FORT WORTH, Texas - Tarrant County leaders repeated their desire to receive more vaccine doses from the state. They say the state is not allocating the doses equitably.
Meanwhile, Dallas County Health and Human Services says it's now getting doses from hospitals to help meet its need.
Tarrant County leaders are stuck between planning for new vaccination sites while still begging for vaccines.
"The capacity is there. We’re just not getting enough vaccine," said Tarrant County Health Director Vinny Taneja. "The demand is there, but we’re not getting enough vaccine."
This week, sites in Tarrant County received about 33,000 doses, including those going to its three hubs at Texas Health Resources, the city of Arlington and Tarrant County Public Health.
"From a public health perspective as a hub, we’re getting 10,000 doses a week. And Just public health alone currently could easily get out 40,000 a week. So we’re running at a fourth of our capacity," Taneja said.
Tarrant County Judge Glen Whitley is urging the state to send that other three quarters to Tarrant County now.
"I keep hoping that one of these days we’re going to wake up and we’re gonna see 100,000 first vaccine shots come to Tarrant County," he said.
Whitley says the city of Arlington typically gets between 7,000 and 8,000 shots a week. This week, it got 9,000. He thinks the city could administer double that amount. He blames Tarrant County’s under allocation on the state’s reporting system.

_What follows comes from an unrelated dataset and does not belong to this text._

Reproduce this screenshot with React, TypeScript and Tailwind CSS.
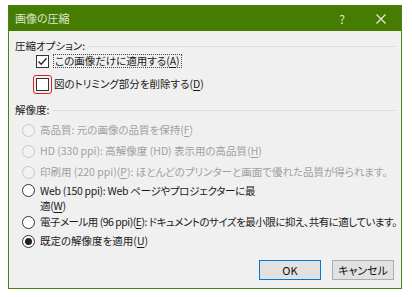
import React from 'react';

const font = { fontFamily: '"Noto Sans CJK JP", "Noto Sans", sans-serif' };

function U({ k }: { k: string }) {
  return (
    <>
      (<span className="underline underline-offset-[2px]">{k}</span>)
    </>
  );
}

function CheckBox({ checked }: { checked?: boolean }) {
  return (
    <span className="flex h-[13px] w-[13px] shrink-0 items-center justify-center border border-[#333333] bg-white">
      {checked && (
        <svg width="11" height="11" viewBox="0 0 11 11">
          <path d="M1.5 5.5 L4.2 8.3 L9.5 2.2" fill="none" stroke="#222" strokeWidth="1.3" />
        </svg>
      )}
    </span>
  );
}

function Radio({ disabled, selected }: { disabled?: boolean; selected?: boolean }) {
  return (
    <span
      className={`flex h-[13px] w-[13px] shrink-0 items-center justify-center rounded-full border ${
        disabled ? 'border-[#c6c6c6] bg-[#f2f2f2]' : 'border-[#333333] bg-white'
      }`}
    >
      {selected && <span className="h-[7px] w-[7px] rounded-full bg-[#222]" />}
    </span>
  );
}

export default function App() {
  const radios = [
    { label: <>高品質: 元の画像の品質を保持<U k="F" /></> },
    { label: <>HD (330 ppi): 高解像度 (HD) 表示用の高品質<U k="H" /></> },
    { label: <>印刷用 (220 ppi)<U k="P" />: ほとんどのプリンターと画面で優れた品質が得られます。</> },
  ];

  return (
    <div
      className="h-[297px] w-[412px] bg-white pl-[8px] pt-[5px] text-[10.5px] leading-none [font-feature-settings:'palt']"
      style={font}
    >
      <div className="flex h-[284px] w-[394px] flex-col border border-[#4b8410] bg-[#f0f0f0]">
        {/* title bar */}
        <div className="flex h-[25px] shrink-0 items-center bg-[#467c02] pl-[6px] text-[#dfe9d2]">
          <span className="text-[11px]">画像の圧縮</span>
          <span className="ml-auto mr-[31px] text-[12px]">?</span>
          <svg className="mr-[15px]" width="10" height="10" viewBox="0 0 10 10">
            <path d="M0.5 0.5 L9.5 9.5 M9.5 0.5 L0.5 9.5" stroke="#e6eede" strokeWidth="1.2" />
          </svg>
        </div>

        <div className="flex flex-1 flex-col pl-[6px] pr-[6px] text-[#1a1a1a]">
          {/* compression options */}
          <div className="mt-[8px] flex h-[14px] items-center gap-[4px]">
            <span>圧縮オプション:</span>
            <span className="flex-1 border-t border-dotted border-[#cfcfcf]" />
          </div>
          <div className="flex h-[16px] items-center pl-[21px]">
            <CheckBox checked />
            <span className="ml-[4px] border border-dotted border-[#444] px-[1px] py-[1px]">
              この画像だけに適用する<U k="A" />
            </span>
          </div>
          <div className="mt-[7px] flex h-[16px] items-center pl-[21px]">
            <span className="relative flex">
              <CheckBox />
              <span className="absolute -inset-[3px] rounded-[3px] border border-[#e02020]" />
            </span>
            <span className="ml-[5px]">
              図のトリミング部分を削除する<U k="D" />
            </span>
          </div>

          {/* resolution */}
          <div className="mt-[11px] flex h-[14px] items-center gap-[4px]">
            <span>解像度:</span>
            <span className="flex-1 border-t border-dotted border-[#cfcfcf]" />
          </div>
          <div className="mt-[3px] flex flex-col pl-[7px]">
            {radios.map((r, i) => (
              <div key={i} className="flex h-[21px] items-center gap-[5px] text-[#a0a0a0]">
                <Radio disabled />
                <span className="whitespace-nowrap">{r.label}</span>
              </div>
            ))}
            <div className="flex items-start gap-[5px]">
              <span className="mt-[1px]">
                <Radio />
              </span>
              <span className="leading-[15px] tracking-[-0.3px]">
                Web (150 ppi): Web ページやプロジェクターに最
                <br />
                適<U k="W" />
              </span>
            </div>
            <div className="flex h-[19px] items-center gap-[5px]">
              <Radio />
              <span className="whitespace-nowrap tracking-[-0.5px]">
                電子メール用 (96 ppi)<U k="E" />: ドキュメントのサイズを最小限に抑え、共有に適しています。
              </span>
            </div>
            <div className="flex h-[19px] items-center gap-[5px]">
              <Radio selected />
              <span>
                既定の解像度を適用<U k="U" />
              </span>
            </div>
          </div>

          {/* buttons */}
          <div className="mt-auto mb-[8px] flex justify-end gap-[11px] pr-[1px]">
            <button className="flex h-[20px] w-[62px] items-center justify-center border border-[#0078d7] bg-[#e1e1e1] text-[11px] text-[#111]">
              OK
            </button>
            <button className="flex h-[20px] w-[62px] items-center justify-center border border-[#adadad] bg-[#e1e1e1] text-[11px] text-[#111]">
              キャンセル
            </button>
          </div>
        </div>
      </div>
    </div>
  );
}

"I’m extremely frustrated with the state because of their data system, which I think is archaic, and I think needs to be completely overhauled," he said. "They were under the impression that we have a bunch of vaccines just sitting on the shelf, and that’s just not correct."
Dallas County Judge Clay Jenkins has made similar complaints. Its health department runs the Fair Park drive-thru site, which is capable of administering more vaccine than it’s getting.
In fact, UT Southwestern gave the county 11,000 of its own doses this week to administer at the Fair Park site.
Tarrant County Public Health is preparing to open a new clinic in Fort Worth’s Stop 6 neighborhood next week. More new clinics will follow.
But at this point, it's spreading vaccine just thin enough to function.
"Right now, we’re giving them enough to just keep their routine for them to understand and learn and be prepared for when we get a lot more vaccines," Whitley said.